The best evidence that Israel's obsession with the Holocaust is linked with the Occupation is found in Burg's discussion of the evolution of Israeli thinking about the Holocaust itself. He shows clearly that Israeli thinking about the Shoah has varied considerably over time. The leaders of the Yishuv "did very little in response to the annihilation of Europe's Jews" when it was happening. "They did not want to waste emotional resources that could otherwise be channeled into building the Jewish state." Moreover, Israelis did not focus much attention on the Holocaust in the first decade or so after 1948 and they showed surprisingly little sympathy for the survivors who came to Israel after the war. But all that changed in the 1960s, starting with the Eichmann trial, but picking up a head of steam after Israel conquered the West Bank and Gaza in 1967 and began the Occupation. "To understand the wrong turn we took," he writes, "we need to go back to the 1960s, the Eichmann trial, the Six-Day War, and all that lies in between." He goes even further and notes that the 1990s -- and remember that the First Intifada broke out in December 1987 -- was the "decade of transition from the mythology of the early state to the obsessive journeys to the scene of the crime." The pattern seems clear: the Holocaust has been the main weapon that Israelis (and their supporter abroad) have employed to provide cover for the horrors Israel has inflicted on the Palestinians in the Occupied Territories.
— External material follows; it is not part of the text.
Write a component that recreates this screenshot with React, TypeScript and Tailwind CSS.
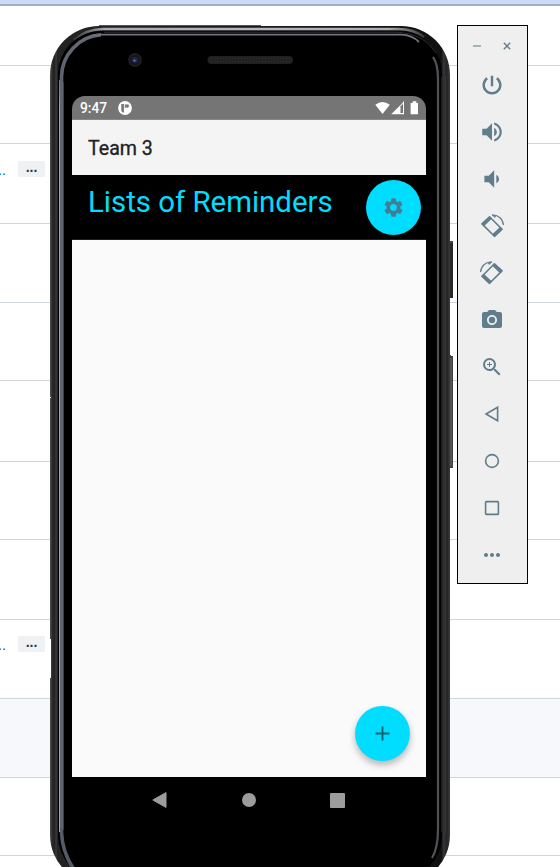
import React from "react";
import {
  MdVolumeUp,
  MdVolumeDown,
  MdPhotoCamera,
  MdZoomIn,
  MdMoreHoriz,
  MdSettings,
} from "react-icons/md";

type TableRow = { height: string; more?: boolean; shaded?: boolean };

const rows: TableRow[] = [
  { height: "h-[60px]" },
  { height: "h-[78px]" },
  { height: "h-[80px]", more: true },
  { height: "h-[79px]" },
  { height: "h-[78px]" },
  { height: "h-[81px]" },
  { height: "h-[78px]" },
  { height: "h-[80px]" },
  { height: "h-[79px]", more: true },
  { height: "h-[79px]", shaded: true },
  { height: "h-[78px]" },
];

function BackgroundTable() {
  return (
    <div className="flex h-full flex-col">
      <div className="h-[6px] shrink-0 border-b-2 border-[#a1adc9] bg-[#cadbf8]" />
      {rows.map((row, i) => (
        <div
          key={i}
          className={`flex shrink-0 items-start border-b border-[#d0d4de] ${row.height} ${row.shaded ? "bg-[#f6f8fb]" : "bg-white"}`}
        >
          {row.more && (
            <div
              className={`flex items-start font-['Liberation_Sans',sans-serif] text-[14px] ${i === 2 ? "pt-[17px]" : "pt-[16px]"}`}
            >
              <span className="w-[18px] indent-[-2px] leading-[18px] text-[#0052cc]">..</span>
              <span className="h-4 w-[27px] rounded-[1px] bg-[#eff1f3] text-center font-bold leading-[12px] text-[#253858]">
                ...
              </span>
            </div>
          )}
        </div>
      ))}
    </div>
  );
}

/* Device hardware: metal rim, bezel, camera, speaker and side buttons. */
function PhoneBody() {
  return (
    <svg className="absolute inset-0" width="404" height="862" viewBox="50 25 404 862" fill="none">
      <defs>
        <linearGradient id="rim" x1="50" x2="450" y1="0" y2="0" gradientUnits="userSpaceOnUse">
          <stop offset="0" stopColor="#505050" />
          <stop offset=".006" stopColor="#2a2a2a" />
          <stop offset=".013" stopColor="#202020" />
          <stop offset=".0145" stopColor="#444" />
          <stop offset=".018" stopColor="#232323" />
          <stop offset=".978" stopColor="#101010" />
          <stop offset=".984" stopColor="#343434" />
          <stop offset=".992" stopColor="#242424" />
          <stop offset="1" stopColor="#3a3a3a" />
        </linearGradient>
        <linearGradient id="silver" x1="70" x2="424" y1="0" y2="0" gradientUnits="userSpaceOnUse">
          <stop offset="0" stopColor="#2c2c2d" />
          <stop offset=".1" stopColor="#a6a9ae" />
          <stop offset=".5" stopColor="#b3b6bb" />
          <stop offset=".9" stopColor="#a9acb0" />
          <stop offset="1" stopColor="#3c3c3c" />
        </linearGradient>
        <linearGradient id="bevel" x1="60" x2="102" y1="0" y2="0" gradientUnits="userSpaceOnUse">
          <stop offset="0" stopColor="#5d636d" />
          <stop offset="1" stopColor="#6f6e79" />
        </linearGradient>
        <linearGradient id="bevelEdge" x1="0" x2="0" y1="70" y2="110" gradientUnits="userSpaceOnUse">
          <stop offset="0" stopColor="#5d636d" />
          <stop offset="1" stopColor="#a0a5aa" />
        </linearGradient>
      </defs>
      <path d="M449 241h4v57h-4z" fill="#292929" />
      <path d="M449 241h4v2h-4zM449 298h1v5h-1z" fill="#444" />
      <path d="M449 355h2v1h2v112h-4z" fill="#414141" />
      <path d="M451 358v108" stroke="#666" />
      <rect x="50" y="26" width="400" height="858" rx="49" fill="url(#rim)" />
      <path d="M99 25.5H261" stroke="#555" />
      <path d="M74 40Q87 29 103 29H398Q414 29 424 37" stroke="url(#silver)" strokeWidth="2.4" />
      <rect x="58" y="31" width="384" height="848" rx="43" fill="#000" />
      <path d="M104 32.2H398Q425 34 436 53" stroke="#303030" />
      <rect x="59" y="33" width="381" height="844" rx="42" fill="#000" />
      {/* left bevel: bright outer edge over a wider grey band */}
      <path d="M61.5 830V77A42.5 42.5 0 0 1 101 34.8" stroke="url(#bevel)" strokeWidth="3.6" />
      <path d="M61.5 828V832Q62 851 73 868" stroke="#555b66" strokeWidth="3.6" />
      <path d="M59 80h1V832h-1z" fill="url(#bevelEdge)" />
      <path d="M63.5 830V82" stroke="#3b404c" />
      <path d="M100 34.7H401Q412 35 419 42" stroke="#73727d" strokeWidth="1.8" />
      <path d="M433 57Q438 64 438 79V829Q438 848 432 858" stroke="#515258" strokeWidth="2.2" />
      <path d="M441.5 77V832" stroke="#202022" />
      <path d="M445.5 76V834" stroke="#363636" />
      <circle cx="135" cy="60" r="7" fill="#1c1c1d" />
      <circle cx="135" cy="60" r="4.5" fill="#121319" />
      <circle cx="135" cy="60" r="3.3" fill="#1d2549" />
      <circle cx="134.5" cy="60.5" r="1.1" fill="#7086bd" />
      <rect x="207.5" y="56" width="85.5" height="8" rx="4" fill="#202120" />
      <path d="M211 58.5H290M211 61.5H290" stroke="#303230" strokeDasharray="1 2" />
      <path d="M50 397.5h1M50.5 639v39" stroke="#fff" strokeWidth="1" />
    </svg>
  );
}

function StatusBar() {
  return (
    <div className="flex h-6 shrink-0 items-center rounded-t-[13px] border-b border-[#878787] bg-[#757575] pl-2 text-white">
      <span className="w-[38px] pt-px text-[13.8px] font-medium leading-[16px]">9:47</span>
      <svg width="14" height="14" viewBox="0 0 14 14">
        <circle cx="7" cy="7" r="6.9" fill="#fff" />
        <path d="M3.3 3h2.6v8.6H4.6Q3.3 10.5 3.3 9zM6.8 3.2h1v3.7h-1z" fill="#757575" />
        <circle cx="9.3" cy="5" r="1.7" fill="#757575" />
      </svg>
      <div className="ml-auto flex items-center pr-[5px]">
        <svg width="46" height="14" viewBox="0 0 46 14">
          <path d="M.3 3.8Q7.5-1.8 14.8 3.8L7.5 13Z" fill="#fff" />
          <path d="M29 .6V13.2H16.2Z" fill="#fff" />
          <path d="M25.5 5.2 28 2.8V12h-2.5z" fill="#757575" />
          <path d="M28.5 .6V13.2" stroke="#fff" />
          <path d="M37.7.3h3.6V2H43v11.3h-7.4V2h2.1z" fill="#fff" />
        </svg>
      </div>
    </div>
  );
}

function NavigationBar() {
  return (
    <div className="flex h-[46px] shrink-0 items-center justify-between bg-black pl-[80px] pr-[81px]">
      <svg width="15" height="16" viewBox="0 0 15 16">
        <path d="M14 .6v14.8L.8 8z" fill="#9c9c9c" stroke="#9c9c9c" strokeLinejoin="round" />
      </svg>
      <span className="h-[14px] w-[14px] rounded-full bg-[#9c9c9c]" />
      <span className="h-[15px] w-[15px] rounded-[1px] bg-[#9c9c9c]" />
    </div>
  );
}

function PhoneScreen() {
  return (
    <div className="relative ml-[22px] mt-[71px] flex h-[727px] w-[354px] flex-col font-['Roboto',sans-serif]">
      <StatusBar />
      <div className="flex h-[55px] shrink-0 items-center bg-[#f4f4f4] pl-4 pt-[3px] text-[19.6px] font-normal leading-[24px] text-[#212121] [-webkit-text-stroke:0.3px_#212121]">
        Team 3
      </div>
      <div className="flex h-[65px] shrink-0 items-start justify-between border-b border-[#202020] bg-black pl-4 pr-[5px] pt-[5px]">
        <h1 className="whitespace-nowrap pt-[5px] text-[29.4px] leading-[35px] text-[#00ddff]">Lists of Reminders</h1>
        <button className="flex h-[55px] w-[55px] items-center justify-center rounded-full bg-[#00ddff]">
          <MdSettings size={23} color="#467d96" />
        </button>
      </div>
      <div className="flex flex-1 items-end justify-end bg-[#fafafa] pb-4 pr-4">
        <button className="flex h-[55px] w-[55px] items-center justify-center rounded-full bg-[#00ddff] shadow-[0_4px_7px_rgba(0,0,0,0.28)]">
          <svg width="15" height="15" viewBox="0 0 15 15">
            <path d="M7.5.5v14M.5 7.5h14" stroke="#105e70" strokeWidth="1.8" />
          </svg>
        </button>
      </div>
      <NavigationBar />
    </div>
  );
}

function RotateIcon({ flipped = false }: { flipped?: boolean }) {
  return (
    <svg width="24" height="24" viewBox="0 0 24 24" fill="none" className={flipped ? "-scale-x-100" : ""}>
      <path d="M9.6 2.8 22 15.2 14.4 22.3 2 9.9Z" stroke="#607d8b" strokeWidth="1.6" strokeLinejoin="round" />
      <path d="M9.6 2.2 12 4.6 4 12.3 1.4 9.8ZM20.3 12.8 22.8 15.2 14.5 23.1 12 20.5Z" fill="#607d8b" />
      <path d="M12 1.2C18.5.6 23 5.2 23.4 11" stroke="#607d8b" strokeWidth="1.2" />
      <path d="m11.6.8 4.9.1-1.5 3Z" fill="#607d8b" />
    </svg>
  );
}

function EmulatorToolbar() {
  const color = "#607d8b";
  const items: React.ReactNode[] = [
    <svg width="24" height="24" viewBox="0 0 24 24" fill="none">
      <path d="M12 2.8v10.4M7.2 5.2a8.3 8.3 0 1 0 9.6 0" stroke={color} strokeWidth="2.4" />
    </svg>,
    <MdVolumeUp size={26} color={color} />,
    <MdVolumeDown size={26} color={color} />,
    <RotateIcon />,
    <RotateIcon flipped />,
    <MdPhotoCamera size={24} color={color} />,
    <MdZoomIn size={24} color={color} />,
    <svg width="16" height="16" viewBox="0 0 16 16" fill="none">
      <path d="M13.6 1.2v13.6L2 8z" stroke={color} strokeWidth="1.6" />
    </svg>,
    <svg width="16" height="16" viewBox="0 0 16 16" fill="none">
      <circle cx="8" cy="8" r="6.4" stroke={color} strokeWidth="1.6" />
    </svg>,
    <svg width="16" height="16" viewBox="0 0 16 16" fill="none">
      <rect x="1.6" y="1.6" width="12.8" height="12.8" rx=".7" stroke={color} strokeWidth="1.6" />
    </svg>,
    <MdMoreHoriz size={24} color={color} />,
  ];
  return (
    <aside className="absolute left-[457px] top-[25px] flex h-[559px] w-[71px] flex-col border border-black bg-[#efefef]">
      <div className="flex h-[35px] items-center justify-between pl-[15px] pr-[16px] pt-[5px]">
        <span className="h-[2px] w-2 bg-[#a2b3bb]" />
        <svg width="8" height="8" viewBox="0 0 8 8">
          <path d="m.8.8 6.4 6.4m0-6.4L.8 7.2" stroke={color} strokeWidth="1.3" />
        </svg>
      </div>
      {items.map((icon, i) => (
        <div key={i} className="flex h-[47px] w-[68px] items-center justify-center">{icon}</div>
      ))}
    </aside>
  );
}

export default function App() {
  return (
    <main className="relative h-[867px] w-[560px] overflow-hidden bg-white">
      <BackgroundTable />
      <div className="absolute left-[50px] top-[25px] h-[862px] w-[404px]">
        <PhoneBody />
        <PhoneScreen />
      </div>
      <EmulatorToolbar />
    </main>
  );
}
All of this is to say that the best way to rescue Israel from its plight is not simply to get beyond the Holocaust, but to end the Occupation. Then, the need to talk incessantly about the Holocaust will be greatly reduced and Israel will be a much healthier and secure country. Sadly, there is no end in sight to the Occupation, and thus we are likely to hear more, not less, about the Holocaust in years ahead.